Cleburne Times-Review, Cleburne, TX

Features / Living

March 23, 2009

John Watson: Webb City, Mo. — lead mining center of the states

Webb City is in the southwestern corner of Missouri near the point where Missouri, Kansas and Oklahoma intersect.

This area is known as the Tri-State Mining District, an area covering about 2,500 square miles across the three states. The major minerals are lead and zinc.

A large statue of a kneeling miner stands in front of the chamber of commerce in Webb City with the following inscription: “This statue dedicated in honor of the hardrock miner, his family and those who served the Webb City district mining industry during the past century (1876 – 1976).”

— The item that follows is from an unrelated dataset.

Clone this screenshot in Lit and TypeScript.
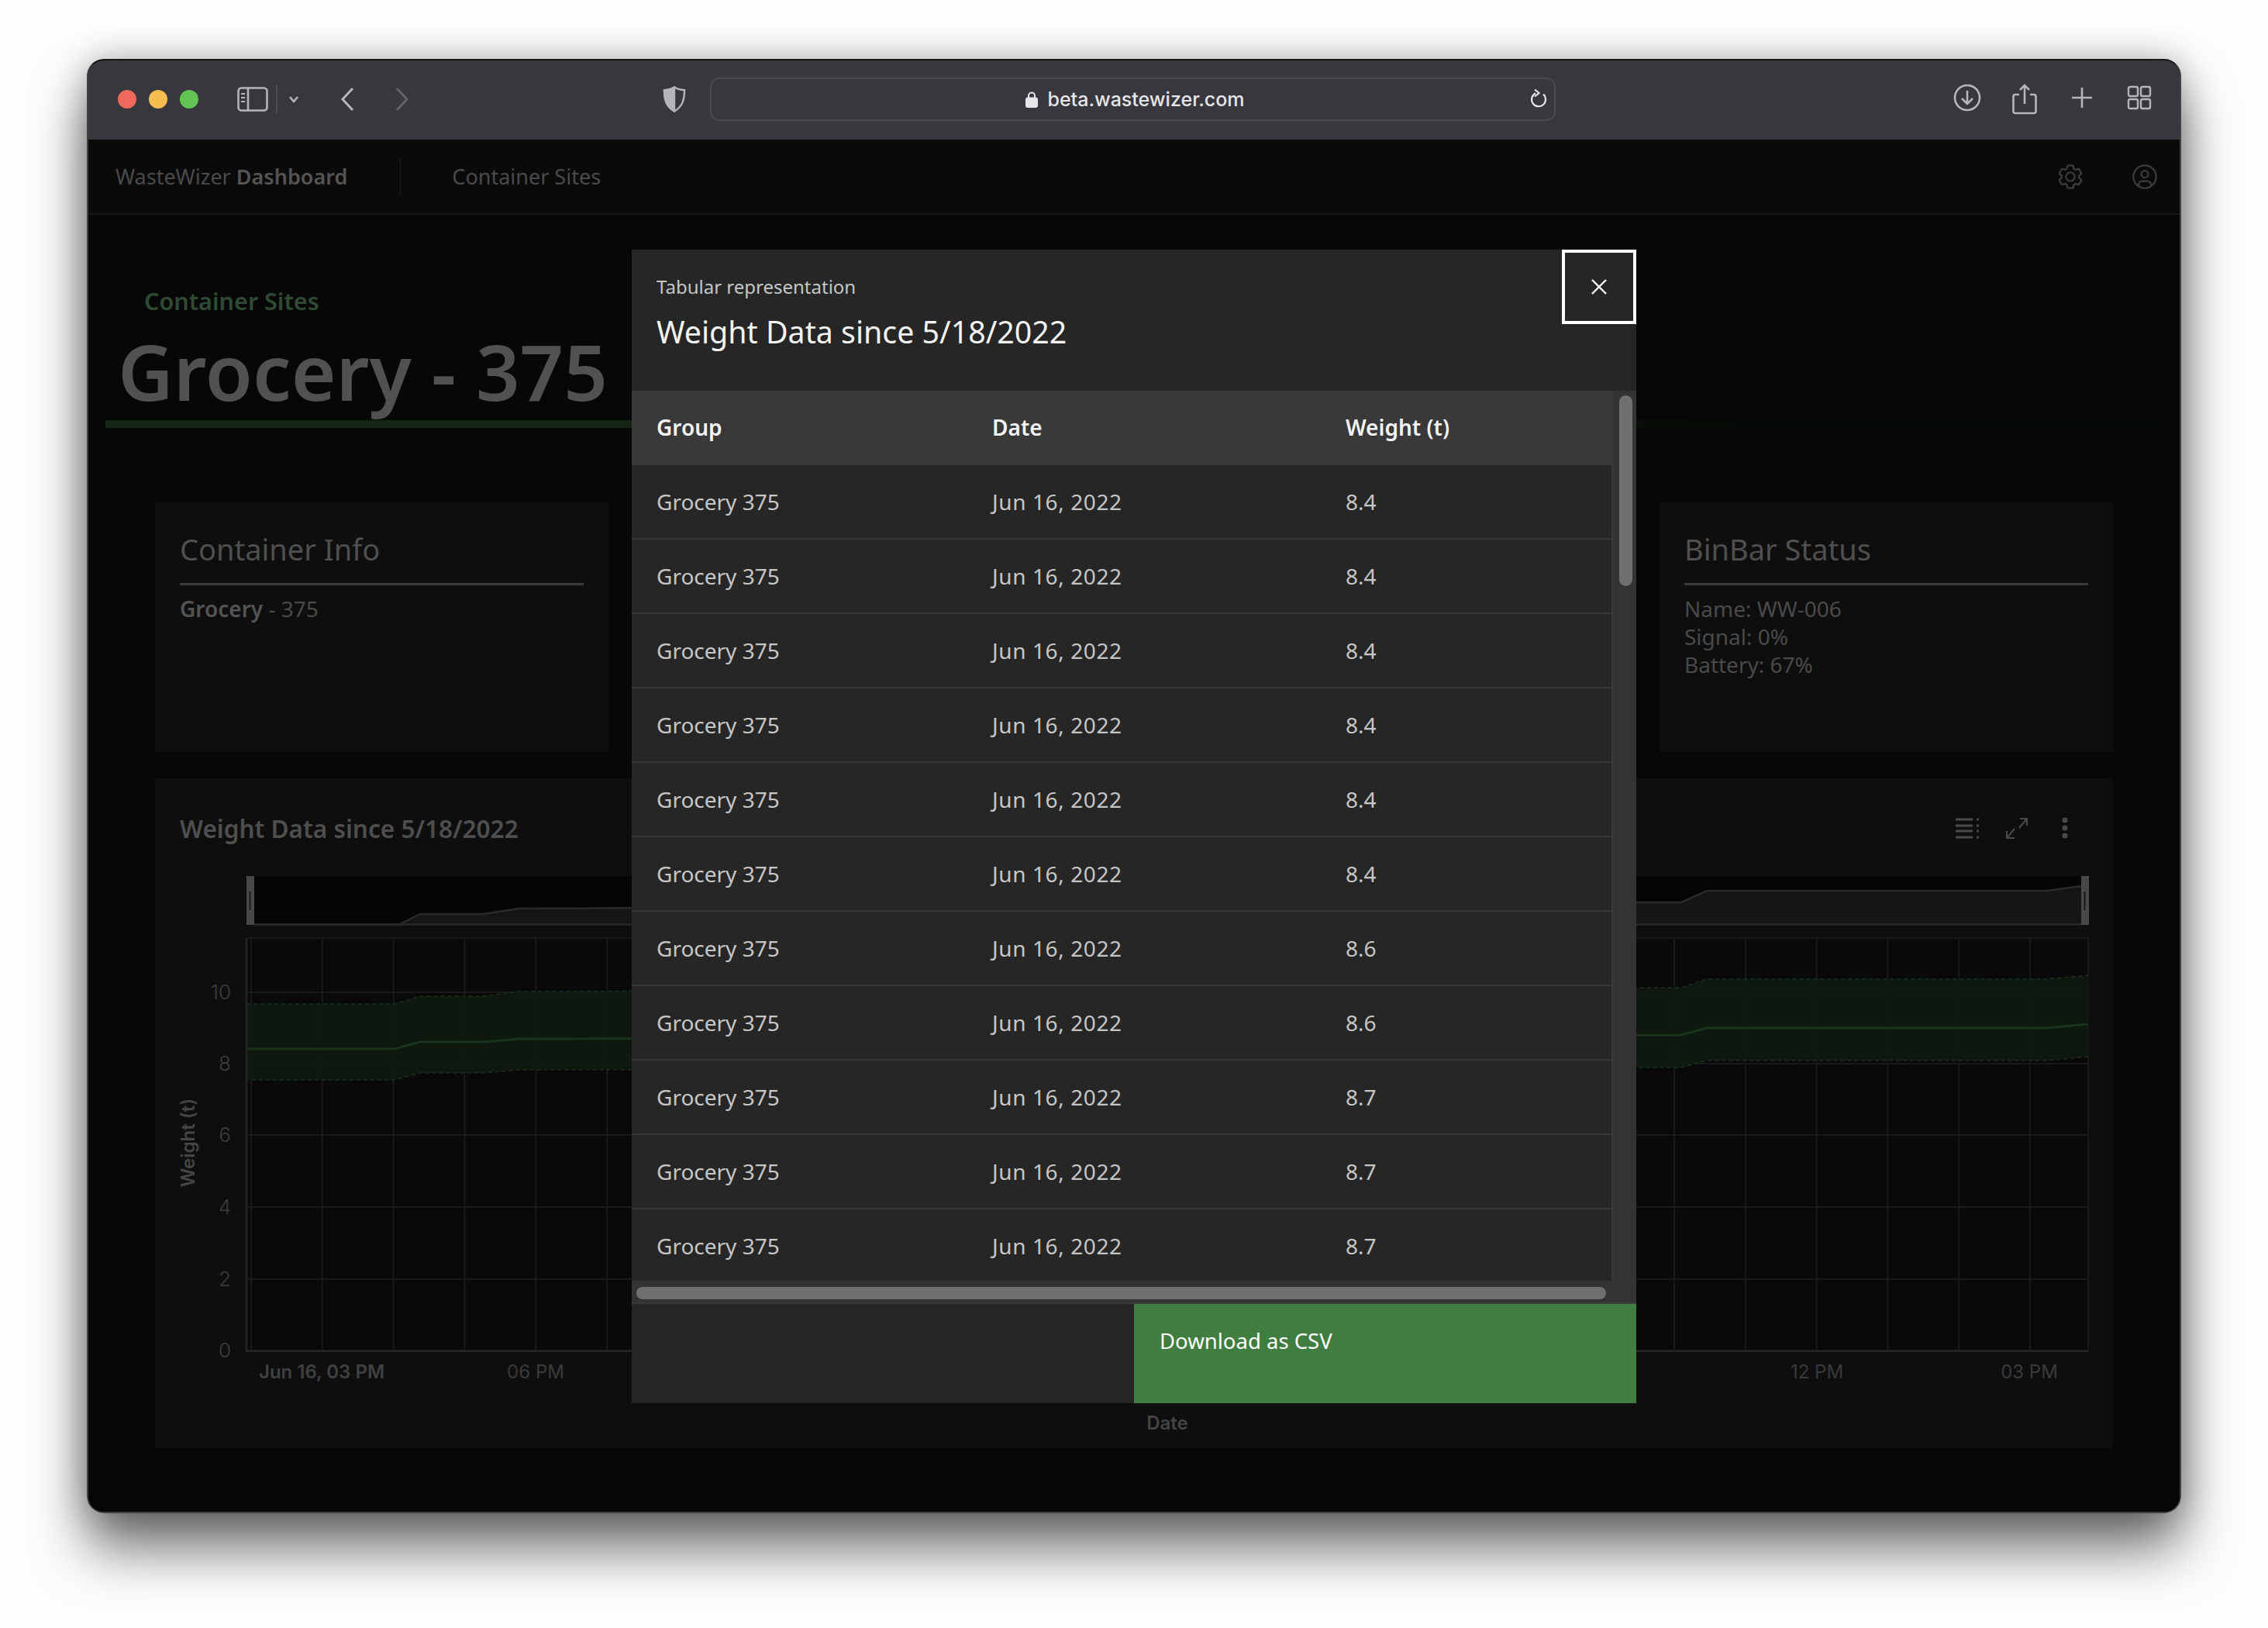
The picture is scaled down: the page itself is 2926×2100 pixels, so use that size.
import { LitElement, html, svg, css } from 'lit'
import { customElement } from 'lit/decorators.js'

const weights = ['8.4', '8.4', '8.4', '8.4', '8.4', '8.4', '8.6', '8.6', '8.7', '8.7', '8.7']
const yTicks = [{ v: '10', y: 1280 }, { v: '8', y: 1372 }, { v: '6', y: 1464 }, { v: '4', y: 1557 }, { v: '2', y: 1650 }, { v: '0', y: 1742 }]
const xGrid = Array.from({ length: 26 }, (_, i) => 324 + i * 91.8)

const bandTop = '318,1295 509,1295 542,1285 624,1285 669,1279 2169,1274 2202,1263 2640,1263 2694,1258'
const bandBottom = '2694,1363 2640,1368 2202,1368 2169,1377 669,1380 624,1384 542,1384 509,1393 318,1393'
const midLine = '318,1353 509,1353 542,1344 624,1344 669,1340 2169,1335 2202,1326 2640,1326 2694,1321'
const miniLine = '328,1193 514,1193 542,1179 624,1179 669,1172 2110,1164 2169,1164 2202,1149 2640,1149 2685,1143'

@customElement('app-root')
export class AppRoot extends LitElement {
  static styles = css`
    :host {
      display: block;
      width: 2926px;
      height: 2100px;
      box-sizing: border-box;
      padding: 76px 112px 148px;
      background: #fdfdfd;
      font-family: 'Noto Sans', sans-serif;
    }

    .window {
      position: relative;
      box-sizing: border-box;
      height: 1876px;
      border: 2px solid #414141;
      border-top-color: #161616;
      border-radius: 22px;
      overflow: hidden;
      background: #070707;
    }
    .shadow {
      border-radius: 22px;
      box-shadow: 0 46px 70px rgba(0, 0, 0, 0.55), 0 0 46px rgba(0, 0, 0, 0.28);
    }

    /* safari toolbar */
    .toolbar {
      display: flex;
      align-items: center;
      box-sizing: border-box;
      height: 102px;
      padding: 0 34px 2px 38px;
      background: #39373e;
      color: #b6b5bb;
    }
    .toolbar svg { display: block; flex: none; }
    .lights { display: flex; gap: 16px; }
    .lights span { width: 24px; height: 24px; border-radius: 50%; }
    .red { background: #ee6a5f; }
    .yellow { background: #f5bd4f; }
    .green { background: #61c454; }
    .sidebar-icon { margin-left: 50px; }
    .chev-icon { margin-left: 10px; }
    .back-icon { margin-left: 42px; }
    .fwd-icon { margin-left: 47px; color: #66646b; }
    .shield-icon { margin-left: 323px; }
    .url {
      display: flex;
      align-items: center;
      justify-content: center;
      gap: 12px;
      position: relative;
      box-sizing: border-box;
      width: 1091px;
      height: 56px;
      margin-left: 30px;
      padding-left: 6px;
      border: 2px solid #4b494f;
      border-radius: 12px;
      color: #e6e6e8;
      font: 500 25px 'Inter', sans-serif;
    }
    .reload { position: absolute; right: 7px; top: 12px; }
    .tools { display: flex; gap: 38px; margin-left: auto; }

    /* app nav */
    .nav {
      display: flex;
      align-items: center;
      height: 95px;
      padding: 0 27px 0 35px;
      border-bottom: 2px solid #171717;
      background: #0a0a0a;
      color: #4a4a4a;
      font-size: 27px;
    }
    .nav b { font-weight: 600; color: #545454; }
    .nav-sep { width: 1px; height: 48px; margin: 0 66px 0 68px; background: #1c1c1c; }
    .nav-icons { display: flex; gap: 60px; margin-left: auto; color: #3c3c3c; }
    .nav-icons svg { display: block; }

    /* page */
    .main { padding: 91px 22px 0; background: #070707; height: 1600px; }
    .crumb { height: 40px; margin-left: 50px; color: #2f4a33; font-size: 30.5px; font-weight: 600; line-height: 40px; }
    .title { height: 112px; margin: 15px 0 0 16px; color: #515151; font-size: 99px; font-weight: 600; line-height: 112px; }
    .rule { height: 10px; margin-top: 7px; background: linear-gradient(90deg, #142415 0, #142415 30%, #060a06 80%); }

    .cards { display: grid; grid-template-columns: repeat(4, 585px); gap: 62px; height: 322px; margin: 96px 64px 0; }
    .card { background: #0e0e0e; padding: 38px 32px 40px; color: #4a4a4a; font-size: 28px; line-height: 36px; }
    .card h3 { margin: 0; padding-bottom: 22px; border-bottom: 3px solid #3a3a3a; color: #4f4f4f; font-size: 38px; font-weight: 400; line-height: 44px; }
    .card p { margin: 12px 0 0; }
    .card b { font-weight: 600; color: #535353; }

    .chart { height: 864px; margin: 34px 64px 0; background: #0e0e0e; }
    .chart-head { display: flex; align-items: center; height: 106px; padding: 22px 58px 0 32px; box-sizing: border-box; }
    .chart-head h4 { margin: 0; color: #4e4e4e; font-size: 31.5px; font-weight: 600; }
    .chart-tools { display: flex; align-items: center; gap: 33px; margin-left: auto; color: #4a4a4a; }
    .chart-tools svg { display: block; }
    .chart-tools .dots { margin-left: 10px; }
    .plot { display: block; }

    /* modal */
    .overlay { position: absolute; inset: 0; display: flex; justify-content: center; align-items: flex-start; padding-top: 244px; }
    .modal { display: flex; flex-direction: column; width: 1296px; height: 1488px; background: #262626; color: #f4f4f4; }
    .m-head { display: flex; justify-content: space-between; height: 182px; }
    .m-text { padding: 32px 0 0 32px; }
    .m-label { color: #c6c6c6; font-size: 24px; line-height: 32px; }
    .m-title { margin-top: 14px; font-size: 39.3px; line-height: 56px; }
    .close { display: flex; align-items: center; justify-content: center; box-sizing: border-box; width: 96px; height: 96px; border: 4px solid #fff; }
    .m-body { display: flex; height: 1148px; }
    .table { flex: none; box-sizing: border-box; width: 1266px; height: 1148px; overflow: hidden; border-right: 2px solid #3a3a3a; }
    .row { display: grid; grid-template-columns: 433px 456px 1fr; align-items: center; box-sizing: border-box; height: 96px; border-bottom: 2px solid #393939; color: #c6c6c6; font-size: 28px; }
    .row > span { padding-left: 32px; }
    .row > span:nth-child(2) { letter-spacing: 0.6px; }
    .row.head { border-bottom: 0; background: #393939; color: #f4f4f4; font-weight: 600; padding-bottom: 2px; }
    .row.head > span:nth-child(2) { letter-spacing: 0; }
    .v-track { flex: 1; background: #333; padding: 6px 5px 0 8px; }
    .v-thumb { height: 246px; border-radius: 9px; background: #6f6f6f; }
    .h-track { height: 30px; box-sizing: border-box; padding: 8px 39px 6px 6px; background: #333; border-bottom: 2px solid #3c3c3c; }
    .h-thumb { height: 16px; border-radius: 8px; background: #6f6f6f; }
    .m-foot { display: flex; flex: 1; }
    .spacer { flex: 1; }
    .csv { width: 648px; box-sizing: border-box; padding: 30px 33px; background: #3f7e40; color: #fff; font-size: 27.500px; line-height: 36px; }
  `

  render() {
    return html`
      <div class="shadow">
      <div class="window">
        ${this.renderToolbar()}
        <div class="nav">
          <span>WasteWizer <b>Dashboard</b></span>
          <div class="nav-sep"></div>
          <span>Container Sites</span>
          <div class="nav-icons">
            <svg width="36" height="36" viewBox="0 0 32 32" fill="currentColor"><path d="M27,16.76c0-.25,0-.5,0-.76s0-.51,0-.77l1.92-1.68A2,2,0,0,0,29.3,11L26.94,7a2,2,0,0,0-1.73-1,2,2,0,0,0-.64.1l-2.43.82a11.35,11.35,0,0,0-1.31-.75l-.51-2.52a2,2,0,0,0-2-1.61H13.64a2,2,0,0,0-2,1.61l-.51,2.52a11.48,11.48,0,0,0-1.32.75L7.43,6.06A2,2,0,0,0,6.79,6,2,2,0,0,0,5.06,7L2.7,11a2,2,0,0,0,.41,2.51L5,15.24c0,.25,0,.5,0,.76s0,.51,0,.77L3.11,18.45A2,2,0,0,0,2.7,21L5.06,25a2,2,0,0,0,1.73,1,2,2,0,0,0,.64-.1l2.43-.82a11.35,11.35,0,0,0,1.31.75l.51,2.52a2,2,0,0,0,2,1.61h4.72a2,2,0,0,0,2-1.61l.51-2.52a11.48,11.48,0,0,0,1.32-.75l2.42.82a2,2,0,0,0,.64.1,2,2,0,0,0,1.73-1L29.3,21a2,2,0,0,0-.41-2.51ZM25.21,24l-3.43-1.16a8.86,8.86,0,0,1-2.71,1.57L18.36,28H13.64l-.71-3.55a9.36,9.36,0,0,1-2.7-1.57L6.79,24,4.43,20l2.72-2.4a8.9,8.9,0,0,1,0-3.13L4.43,12,6.79,8l3.43,1.16a8.86,8.86,0,0,1,2.71-1.57L13.64,4h4.72l.71,3.55a9.36,9.36,0,0,1,2.7,1.57L25.21,8,27.57,12l-2.72,2.4a8.9,8.9,0,0,1,0,3.13L27.57,20Z"/><path d="M16,22a6,6,0,1,1,6-6A5.94,5.94,0,0,1,16,22Zm0-10a3.91,3.91,0,0,0-4,4,3.91,3.91,0,0,0,4,4,3.91,3.91,0,0,0,4-4A3.91,3.91,0,0,0,16,12Z"/></svg>
            <svg width="36" height="36" viewBox="0 0 32 32" fill="currentColor"><path d="M16,8a5,5,0,1,0,5,5A5,5,0,0,0,16,8Zm0,8a3,3,0,1,1,3-3A3,3,0,0,1,16,16Z"/><path d="M16,2A14,14,0,1,0,30,16,14.0158,14.0158,0,0,0,16,2ZM10,26.3765V25a3.0033,3.0033,0,0,1,3-3h6a3.0033,3.0033,0,0,1,3,3v1.3765a11.8989,11.8989,0,0,1-12,0Zm13.9925-1.4507A5.0016,5.0016,0,0,0,19,20H13a5.0016,5.0016,0,0,0-4.9925,4.9258,12,12,0,1,1,15.985,0Z"/></svg>
          </div>
        </div>
        <div class="main">
          <div class="crumb">Container Sites</div>
          <div class="title">Grocery - 375</div>
          <div class="rule"></div>
          <div class="cards">
            <div class="card"><h3>Container Info</h3><p><b>Grocery</b> - 375</p></div>
            <div class="card"></div>
            <div class="card"></div>
            <div class="card"><h3>BinBar Status</h3><p>Name: WW-006<br />Signal: 0%<br />Battery: 67%</p></div>
          </div>
          <div class="chart">
            <div class="chart-head">
              <h4>Weight Data since 5/18/2022</h4>
              <div class="chart-tools">
                <svg width="32" height="28" viewBox="0 0 32 28" fill="none" stroke="currentColor" stroke-width="3"><path d="M1 3h22M1 11h22M1 18h22M1 26h22"/><path d="M28 3h3M28 11h3M28 18h3M28 26h3"/></svg>
                <svg width="30" height="28" viewBox="0 0 30 28" fill="none" stroke="currentColor" stroke-width="2"><path d="M19 2h9v9M28 2 18 14M12 15 2 27M2 18v9h10"/></svg>
                <svg class="dots" width="8" height="30" viewBox="0 0 8 30" fill="currentColor"><circle cx="4" cy="5" r="3.4"/><circle cx="4" cy="15" r="3.4"/><circle cx="4" cy="25" r="3.4"/></svg>
              </div>
            </div>
            ${this.renderPlot()}
          </div>
        </div>
        <div class="overlay">${this.renderModal()}</div>
      </div>
      </div>
    `
  }

  renderToolbar() {
    return html`
      <div class="toolbar">
        <div class="lights"><span class="red"></span><span class="yellow"></span><span class="green"></span></div>
        <svg class="sidebar-icon" width="40" height="32" viewBox="0 0 40 32" fill="none" stroke="currentColor" stroke-width="2.6"><rect x="1.500" y="1.500" width="37" height="29" rx="4"/><path d="M14 2v28"/><path d="M5 9h5M5 14h5M5 19h5" stroke-width="2"/></svg>
        <svg class="chev-icon" width="38" height="36" viewBox="0 0 38 36" fill="none" stroke="currentColor" stroke-width="2.6"><path d="M1 0v36" stroke="#55535a" stroke-width="1.500"/><path d="M18 15l5 6 5-6"/></svg>
        <svg class="back-icon" width="24" height="32" viewBox="0 0 24 32" fill="none" stroke="currentColor" stroke-width="3"><path d="M19 2 6 16l13 14"/></svg>
        <svg class="fwd-icon" width="24" height="32" viewBox="0 0 24 32" fill="none" stroke="currentColor" stroke-width="3"><path d="M5 2l13 14L5 30"/></svg>
        <svg class="shield-icon" width="32" height="34" viewBox="0 0 32 34" fill="none" stroke="currentColor" stroke-width="2.4"><path d="M16 1.500c4 2.400 8 3.400 13 3.600 0 12-2 21-13 27.400C5 26 3 17 3 5.100 8 5 12 3.900 16 1.500Z"/><path d="M16 1.500C12 3.900 8 5 3 5.100c0 12 2 21 13 27.400Z" fill="currentColor"/></svg>
        <div class="url">
          <svg width="16" height="22" viewBox="0 0 16 22" fill="none" stroke="currentColor" stroke-width="2"><path d="M4 10V6.500a4 4 0 0 1 8 0V10"/><rect x="1" y="9.500" width="14" height="11.500" rx="2" fill="currentColor"/></svg>
          <span>beta.wastewizer.com</span>
          <svg class="reload" width="26" height="28" viewBox="0 0 26 28" fill="none" stroke="currentColor" stroke-width="2.2"><path d="M19 7.500A9 9 0 1 1 9 6.200"/><path d="M8 1.500 13.500 6 8 10.500"/></svg>
        </div>
        <div class="tools">
          <svg width="36" height="36" viewBox="0 0 36 36" fill="none" stroke="currentColor" stroke-width="2.6"><circle cx="18" cy="18" r="16"/><path d="M18 9v17M11 19l7 7 7-7"/></svg>
          <svg width="36" height="40" viewBox="0 0 36 40" fill="none" stroke="currentColor" stroke-width="2.6"><path d="M11 14H6a2.500 2.500 0 0 0-2.500 2.500v19A2.500 2.500 0 0 0 6 38h24a2.500 2.500 0 0 0 2.500-2.500v-19A2.500 2.500 0 0 0 30 14h-5"/><path d="M18 26V2M12 8l6-6 6 6"/></svg>
          <svg width="36" height="36" viewBox="0 0 36 36" fill="none" stroke="currentColor" stroke-width="2.6"><path d="M18 5v26M5 18h26"/></svg>
          <svg width="36" height="36" viewBox="0 0 36 36" fill="none" stroke="currentColor" stroke-width="2.4"><rect x="4" y="4" width="12" height="12" rx="2"/><rect x="20" y="4" width="12" height="12" rx="2"/><rect x="4" y="20" width="12" height="12" rx="2"/><rect x="20" y="20" width="12" height="12" rx="2"/></svg>
        </div>
      </div>
    `
  }

  // chart drawn in page coordinates so the numbers read straight off the reference
  renderPlot() {
    return html`
      <svg class="plot" width="2526" height="758" viewBox="200 1110 2526 758" font-family="Inter, sans-serif">
        <rect x="318" y="1130" width="2376" height="63" fill="#050505"/>
        <polygon points="${miniLine} 2685,1193 328,1193" fill="#151515"/>
        <polyline points="${miniLine}" fill="none" stroke="#2a2a2a" stroke-width="2.500"/>
        <path d="M328 1192.500H2685" stroke="#2a2a2a" stroke-width="2.500"/>
        <rect x="318" y="1130" width="10" height="63" fill="#484848"/>
        <rect x="2685" y="1130" width="10" height="63" fill="#484848"/>
        <path d="M322.500 1150v24M2689.500 1150v24" stroke="#1a1a1a" stroke-width="2"/>
        <rect x="318" y="1210" width="2376" height="532" fill="#090909" stroke="#171717" stroke-width="2"/>
        ${xGrid.map(x => svg`<path d="M${x} 1210V1742" stroke="#191919" stroke-width="2"/>`)}
        ${yTicks.slice(0, 5).map(t => svg`<path d="M318 ${t.y}H2694" stroke="#191919" stroke-width="2"/>`)}
        <polygon points="${bandTop} ${bandBottom}" fill="#0f1a10" fill-opacity=".92"/>
        <polyline points="${bandTop}" fill="none" stroke="#1b311d" stroke-width="1.500" stroke-dasharray="5 4"/>
        <polyline points="${bandBottom}" fill="none" stroke="#1b311d" stroke-width="1.500" stroke-dasharray="5 4"/>
        <polyline points="${midLine}" fill="none" stroke="#1a331d" stroke-width="3"/>
        <path d="M318 1210V1743H2694" fill="none" stroke="#262626" stroke-width="2.500"/>
        ${yTicks.map(t => svg`<text x="298" y="${t.y + 9}" text-anchor="end" font-size="26" font-weight="300" fill="#3e3e3e">${t.v}</text>`)}
        <text x="415" y="1778" text-anchor="middle" font-size="24" font-weight="600" fill="#404040">Jun 16, 03 PM</text>
        <text x="691" y="1778" text-anchor="middle" font-size="24" fill="#3a3a3a">06 PM</text>
        <text x="2344" y="1778" text-anchor="middle" font-size="24" fill="#3a3a3a">12 PM</text>
        <text x="2618" y="1778" text-anchor="middle" font-size="24" fill="#3a3a3a">03 PM</text>
        <text x="1506" y="1844" text-anchor="middle" font-size="24" font-weight="600" fill="#444">Date</text>
        <text transform="translate(251 1474) rotate(-90)" text-anchor="middle" font-size="24" font-weight="600" fill="#444">Weight (t)</text>
      </svg>
    `
  }

  renderModal() {
    return html`
      <div class="modal">
        <div class="m-head">
          <div class="m-text">
            <div class="m-label">Tabular representation</div>
            <div class="m-title">Weight Data since 5/18/2022</div>
          </div>
          <div class="close">
            <svg width="22" height="22" viewBox="0 0 22 22" fill="none" stroke="#fff" stroke-width="2.400"><path d="M2 2l18 18M20 2 2 20"/></svg>
          </div>
        </div>
        <div class="m-body">
          <div class="table">
            <div class="row head"><span>Group</span><span>Date</span><span>Weight (t)</span></div>
            ${weights.map(w => html`<div class="row"><span>Grocery 375</span><span>Jun 16, 2022</span><span>${w}</span></div>`)}
          </div>
          <div class="v-track"><div class="v-thumb"></div></div>
        </div>
        <div class="h-track"><div class="h-thumb"></div></div>
        <div class="m-foot">
          <div class="spacer"></div>
          <div class="csv">Download as CSV</div>
        </div>
      </div>
    `
  }
}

The chamber director gave me a booklet on the history of the Webb City Mining District by Norval M. Matthews. Some of the following information was taken from that booklet.

In the spring 1874, farmer John C. Webb was plowing his field in preparation for planting corn when his plow struck a boulder.

After doing some digging around the boulder, his mules were able to pull it out of the ground.

On closer examination, he realized the boulder contained almost pure lead ore.

Webb finished planting his corn, and after it was harvested that fall, tried his hand at mining the lead. He soon discovered he was not cut out for mining.

He then leased his land on a royalty basis to a professional mining company and set about laying out streets for a town and selling lots. The town of Webb City was incorporated Dec. 11, 1876.

Webb City soon became a prosperous mining town, and Webb was its first millionaire.

Before long there were several hundred mine shafts in the area. Horizontal tunnels branched out from these vertical shafts like spider webs, many of then interconnecting.

At one time it was said that you could travel from one town to another in this area by just following these underground tunnels.

The Joplin Museum Complex has a lot of the early day mining equipment on display, including an “ore can.”

This was a heavy steel bucket about three to three and a half feet tall and about 30 inches in diameter. It was used to hoist the mined rock up the shaft and out of the mine.

Shovelers would scoop up the blasted rock from the mine floor and dump it into these cans.

A shoveler was expected to fill 100 of these cans during his shift to earn his pay.

One can weighed about 1,200 pounds when fully loaded with rock. Care had to be taken when filling a can not to use too many big rocks.

This would result in several large empty spaces between the rocks causing a “windy,” a can too light to be safely hoisted.

Ore cans were placed on small rail carts on tracks running through the mine tunnels. In the early days mules were used to pull the ore cans through the mine to the bottom of the shaft for hoisting.

Once a mule was lowered into the mine it spent the rest of its life in the mine, never again seeing the light of day.

Supposedly, after being in the total darkness of the mine awhile, mules developed “night vision,” and if they were subjected to sunlight they would be blinded.

So, did these early miners get lead poisoning from working in these mines? The following bit of information is all I could find about the miners’ health.

“Accidents, cave-ins and disaster were taken for granted because they occurred so frequently. A hospital provided operating space for the removal of limbs maimed or broken in the mines. Years later a tuberculosis hospital was built north of the city to provide relief for those who had contracted the dread miner’s consumption from breathing rock dust deep in the mines.”

According to the U.S. Geological Service, this area is the fourth largest producer of lead in the United States, and the No. 1 producer of zinc. Total ore production is estimated at nearly 12 million tons of zinc and 2.9 million tons of lead.

I was told that by taking one of the back roads on the northwest side of Joplin I could see the remains of some of these mines.

Several areas here, each covering five to fifteen acres or more, are covered with chat piles and “tailings” left from the old mining operations.

These look like a light grey ash and give the appearance of a “moonscape.”

Several years have passed since the mines operated, but nothing grows in these areas.

The chat piles and tailings sites around Joplin, Mo., in Jasper County are part of the Oronogo-Duenweg Mining Belt Superfund Site.

These sites are highly contaminated with hazardous substances, including lead, zinc, cadmium, copper and selenium. Because of the toxicity of these contaminates the sites have been put on the National Priorities List. Cleanups have been completed for some of the sites while others are in the cleanup process.

Back at Webb City, just a mile down the road from the miner’s statue is another large statue.

This is a statue of hands clasped in prayer atop an atoll by the road. The statue is 32 feet tall and weighs 110 tons.

Carved into a concrete wall near the base of the statue are the words: “Hands In Prayer, World In Peace.”